The fight was going his way. He was in control. But he couldn’t finish me. Everytime he’d beat me to within an inch of defeat I’d pull enough energy to recharge. We had the timer set to infinite, so he had to ko me. I would gradually chip away his health, and he couldn’t quite heal quickly enough to bring it back. He was low, but I was down to zero. I only needed a little more energy to heal again so he knew he needed to finish me now. “Don’t get cocky Gio!”
He ran at me claws flailing. He only needed to hit me once. I didn’t have enough energy to heal but he’d forgotten one thing. We’d been so focused on healing all match we’d totally neglected our other special moves, and while I may not have been able to heal, I had enough energy to pull off a hugely damaging move. Wolverine struck out like a hurricane. Sabretooth, was defeated.
That was the last time I played X-men Dimensions. I think we both knew no match would ever beat that.
The shuriken whirled past me with the flutter of a sparrow in flight, biting across my shoulder as it passed. It would have drawn blood, if I had any; one of the many advantages of un-death. As I vanished behind a thicket there would be no steaming blood rising from the snow to mark my trail. I would draw no breath for my hunter to track. My rotting stench, however, may betray me as it finds its way to the keen elvish nose of my adversary.
From sunrise to sunset our forces had clashed with the hated Alliance, both sides irrepressible in the struggle to gain control of the Alterac Valley. And for nearly as long I had been dancing with the prowling Night Elf who now stalked me, even as I in turn hunted her. Three times I had come within a hairs breadth of ending her life, and three times she vanished like a snowflake in the wind. I had never faced an opponent with such resilience. If my heart still worked it would be leaping in my chest with excitement.
Minutes passed, my unnatural sight searching through the falling snow for a sign of her. A soft crunch in the frost – a rabbit. The slight sway of a branch – the wind. A faint plume of breath rising – there.
I stepped through the very shadows themselves and appeared behind the rogue, my daggers lunging toward the space between her shoulders, but she turned with impossible grace and twisted around my blades. She struck my knee with a kick and I faltered, her own knives raced toward me. I flung a handful of frost into her face before leaping to the side and charging in once more.
Back and forth we danced, like summer dragonflies. Time and time again our blades left longing as we attempted to deliver the sweet kiss of death upon one another. Many times the horns and trumpets blasted, rallying cries and blustering charges.

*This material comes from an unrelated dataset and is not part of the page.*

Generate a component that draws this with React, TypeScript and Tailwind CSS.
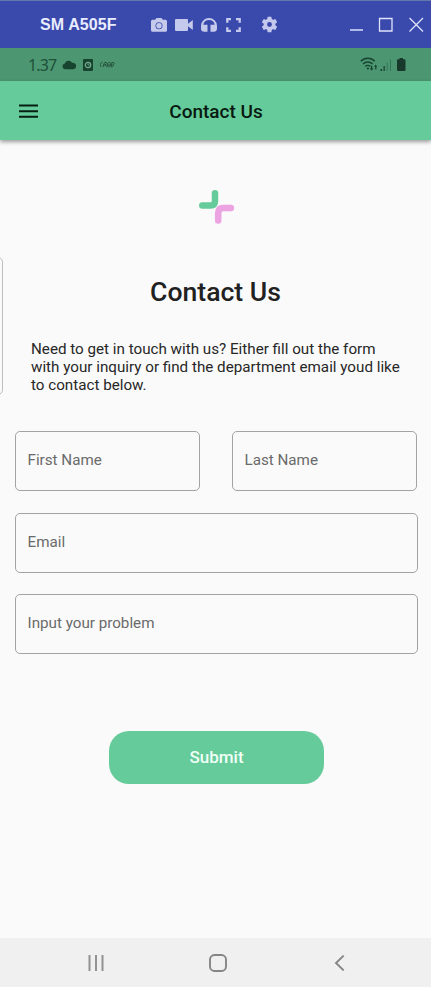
import React from "react";

function WindowBar() {
  return (
    <header className="flex h-12 shrink-0 items-center border-t border-[#6478ae] bg-[#3a49ac] text-[#c5caec]">
      <span className="ml-10 w-[111px] whitespace-nowrap font-['Liberation_Sans',Arial,sans-serif] text-[16px] font-bold leading-none tracking-[0.1px] text-[#e9ecff]">
        SM A505F
      </span>
      <svg className="h-[14px] w-4 shrink-0" viewBox="0 0 16 14" fill="currentColor">
        <path fillRule="evenodd" d="M5.500 0h5l1.300 1.700h2.700A1.500 1.500 0 0 1 16 3.200v9A1.500 1.500 0 0 1 14.500 13.700h-13A1.500 1.500 0 0 1 0 12.200v-9a1.500 1.500 0 0 1 1.500-1.500h2.700zM8 4.200a3.500 3.500 0 1 0 0 7 3.500 3.500 0 0 0 0-7zm0 .8a2.700 2.700 0 1 1 0 5.400 2.700 2.700 0 0 1 0-5.400z" />
      </svg>
      <svg className="ml-2 h-3 w-[18px] shrink-0" viewBox="0 0 18 12" fill="currentColor">
        <path d="M1 0h11a1 1 0 0 1 1 1v3.800L17.800 1v10L13 7.200V11a1 1 0 0 1-1 1H1a1 1 0 0 1-1-1V1a1 1 0 0 1 1-1z" />
      </svg>
      <svg className="ml-2 h-[14px] w-4 shrink-0" viewBox="0 0 16 14" fill="currentColor">
        <path d="M8 0a8 8 0 0 0-8 7.700v2.800a3.300 3.300 0 0 0 3.300 3.200h3.200V6.800H2.300A5.800 5.800 0 0 1 8 2a5.800 5.800 0 0 1 5.700 4.800H9.500v6.900h3.200a3.300 3.300 0 0 0 3.300-3.200V7.700A8 8 0 0 0 8 0z" />
      </svg>
      <svg className="ml-[9px] h-[14px] w-[15px] shrink-0" viewBox="0 0 15 14" fill="none" stroke="currentColor" strokeWidth="2.300">
        <path d="M1.300 4.700V1.200H5M10 1.200h3.700v3.500M1.300 9.300v3.500H5M10 12.800h3.700V9.300" />
      </svg>
      <svg className="ml-[20px] h-[17px] w-[17px] shrink-0" viewBox="1.500 1.500 21 21" fill="currentColor">
        <path d="M19.140 12.940c.040-.300.060-.610.060-.940s-.020-.640-.070-.940l2.030-1.580c.180-.140.230-.410.120-.610l-1.920-3.320c-.120-.220-.370-.290-.590-.220l-2.390.960c-.500-.380-1.030-.700-1.620-.940l-.360-2.540A.484.484 0 0 0 13.920 2.400h-3.840c-.240 0-.430.170-.470.410l-.360 2.540c-.590.240-1.130.570-1.620.940l-2.390-.960c-.220-.080-.470 0-.590.220L2.740 8.870c-.120.210-.080.470.120.610l2.030 1.580c-.050.300-.090.630-.090.940s.020.640.070.940l-2.030 1.580c-.180.140-.230.410-.120.610l1.920 3.320c.120.220.370.290.590.220l2.390-.960c.500.380 1.030.700 1.620.940l.360 2.540c.050.240.240.410.480.410h3.840c.240 0 .440-.170.470-.410l.360-2.540c.590-.240 1.130-.560 1.620-.940l2.390.960c.220.080.470 0 .590-.220l1.920-3.320c.120-.220.070-.470-.120-.610zM12 15a3 3 0 1 1 0-6 3 3 0 0 1 0 6z" />
      </svg>
      <svg className="ml-auto mr-[7px] h-4 w-[75px] shrink-0" viewBox="0 0 75 16" fill="none" stroke="#e0e4fb" strokeWidth="1.300">
        <path d="M1 13h13" stroke="#b7c1ee" strokeWidth="1.900" />
        <path d="M30.500 1.500h12.500v12.500H30.500z" />
        <path d="M60.500 1l13.500 13.500M74 1L60.500 14.500" />
      </svg>
    </header>
  );
}

function StatusBar() {
  return (
    <div className="flex h-[33px] shrink-0 items-center bg-[#4c9672] text-[#17442f]">
      <span className="ml-7 w-[34px] whitespace-nowrap font-['Noto_Sans','Open_Sans',sans-serif] text-[16px] leading-none tracking-[-0.900px] text-[#1d5138]">
        1.37
      </span>
      <svg className="h-[10px] w-[14px] shrink-0" viewBox="0 0 14 10" fill="currentColor">
        <path d="M3.200 9.300a3 3 0 0 1-.4-5.900A4 4 0 0 1 10 2.800a3.300 3.300 0 1 1 .8 6.500z" />
      </svg>
      <svg className="ml-[7px] h-3 w-[10px] shrink-0" viewBox="0 0 10 12">
        <rect width="10" height="12" rx="1" fill="currentColor" />
        <circle cx="5" cy="6" r="2.700" fill="none" stroke="#75ac8e" strokeWidth="1.200" />
        <path d="M5 4.300V6h1.500" fill="none" stroke="#75ac8e" strokeWidth=".8" />
      </svg>
      <svg className="ml-[7px] h-[7px] w-[15px] shrink-0" viewBox="0 0 15 7" fill="none" stroke="#28573f" strokeWidth="1">
        <path d="M2.500 1C.2 1.500-.2 5 1.300 6M3 6l1.500-4.500h2c1 .3.400 2-1.500 2.200L7 6M3 4h3M9.700 1.500C7.200 1 6.700 6 8.500 6s3-4.500 1.200-4.500M7.500 4h3M11.700 1.500h1.500c1.500 0 1.500 2-.5 2.200 1.500.5.500 2.300-1.700 2.300l1-4.500" />
      </svg>
      <svg className="ml-auto mr-6 h-[15px] w-[47px] shrink-0" viewBox="0 0 47 15">
        <g fill="none" stroke="#17442f" strokeWidth="1.400">
          <path d="M.8 4.300c4-4 10-4 14 0M3 7c2.700-2.700 7-2.700 9.600 0M5.300 9.500c1.500-1.500 3.500-1.500 5 0" />
        </g>
        <path d="M6.500 11.500l1.400-1.300 1.400 1.300-1.400 1.300zM11 8.700v2.500H9.700l2 2.500 1.700-2.500h-1.200V8.700zM15.200 12.500V9.700H14l1.700-2.200 1.500 2.200h-.8v2.800zM20.500 12h1.600v2h-1.600zM23.500 9h1.300v5h-1.300z" fill="#17442f" />
        <path d="M27.200 5.500V14M30.500 2.500V14" stroke="#327557" strokeWidth="1" />
        <path d="M39.500 1h3.500v1.200h1.500a1 1 0 0 1 1 1V13a1 1 0 0 1-1 1H38a1 1 0 0 1-1-1V3.200a1 1 0 0 1 1-1h1.500z" fill="#17382a" />
      </svg>
    </div>
  );
}

function AppBar() {
  return (
    <div className="z-10 grid h-[59px] shrink-0 grid-cols-[1fr_auto_1fr] items-center bg-[#66cb9a] shadow-[0_2px_4px_rgba(0,0,0,0.38)]">
      <button className="ml-[19px] w-[19px]" aria-label="Menu">
        <svg className="block h-[14px] w-[19px]" viewBox="0 0 19 14" fill="none" stroke="#061f13" strokeWidth="2">
          <path d="M0 1.500h19M0 7.200h19M0 12.700h19" />
        </svg>
      </button>
      <h1 className="pl-px pt-px text-[19px] font-medium leading-none text-[#071910]">Contact Us</h1>
    </div>
  );
}

function Field({ label, className = "" }: { label: string; className?: string }) {
  return (
    <div className={`flex h-[60px] items-center rounded-[5px] border border-[#a3a3a3] pl-3 text-[15.200px] text-[#6a6a6a] ${className}`}>
      <span className="-ml-[0.500px] leading-none">{label}</span>
    </div>
  );
}

export default function App() {
  return (
    <div className="flex h-[987px] w-[431px] flex-col overflow-hidden bg-[#fafafa] font-[Roboto,sans-serif]">
      <WindowBar />
      <StatusBar />
      <AppBar />
      <main className="relative flex grow flex-col">
        <div className="absolute -left-[5px] top-[117px] h-[138px] w-2 rounded-r-[5px] border border-[#bdbdbd]" />
        <svg className="ml-[198px] mt-[49px] h-9 w-[37px]" viewBox="0 0 37 36" fill="none" strokeWidth="6.500" strokeLinecap="round">
          <path d="M17 4.200v7.800q0 4.500-4.500 4.500H4.300" stroke="#66cb9a" />
          <path d="M20.200 31.500V24q0-5 5-5h7.700" stroke="#eba3e2" />
        </svg>
        <h2 className="mt-[51px] text-center text-[26.600px] font-medium leading-[32px] text-[#212121]">Contact Us</h2>
        <p className="ml-[31px] mt-8 whitespace-nowrap text-[15.200px] leading-[18px] text-[#272727]">
          Need to get in touch with us? Either fill out the form
          <br />
          with your inquiry or find the department email youd like
          <br />
          to contact below.
        </p>
        <form className="ml-[15px] mt-[37px] flex w-[403px] flex-col gap-[21.500px]">
          <div className="flex gap-8">
            <Field label="First Name" className="w-[185px]" />
            <Field label="Last Name" className="w-[185px]" />
          </div>
          <Field label="Email" />
          <Field label="Input your problem" />
        </form>
        <button className="ml-[109px] mt-[77px] h-[53px] w-[215px] rounded-[20px] bg-[#66cb9a] text-[17px] font-medium leading-none text-[#f0fff7]">
          Submit
        </button>
      </main>
      <nav className="flex h-[49px] shrink-0 items-center bg-[#f0f0f0]">
        <svg className="ml-[88px] h-4 w-4" viewBox="0 0 16 16" stroke="#929292" strokeWidth="2">
          <path d="M1.500 0v16M8 0v16M14.500 0v16" />
        </svg>
        <svg className="ml-[105px] h-[18px] w-[18px]" viewBox="0 0 18 18" fill="none" stroke="#858585" strokeWidth="1.900">
          <rect x="1" y="1" width="16" height="16" rx="4.500" />
        </svg>
        <svg className="ml-[107px] h-4 w-[11px]" viewBox="0 0 11 16" fill="none" stroke="#858585" strokeWidth="1.900">
          <path d="M9.700.6L2 8l7.700 7.400" />
        </svg>
      </nav>
    </div>
  );
}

But we had no interest.
In this moment we were neither Horde nor Alliance, Forsaken or Elf – we were agents of death.
As the dance drew on I knew that speed and skill alone would not win the day. I lunged in once more, this time overextending my arm leaving it exposed. She brought both knives down, severing my hand at the wrist. Her eyes widened in that moment as I brought my other shiv up deep into her chest. Long years of un-death had taught me that dismemberment was merely an inconvenience for the Forsaken. We stayed frozen in that moment as soft flakes drifted down upon us.
The trumpets of the Stormpike crashed through the tranquility. The battle was over, the Alliance had prevailed. But as I settled her softly into the snow, I cared not for the defeat. For I had won my own victory that day, one that would give me a small measure of peace in the long years of cold un-living that would follow.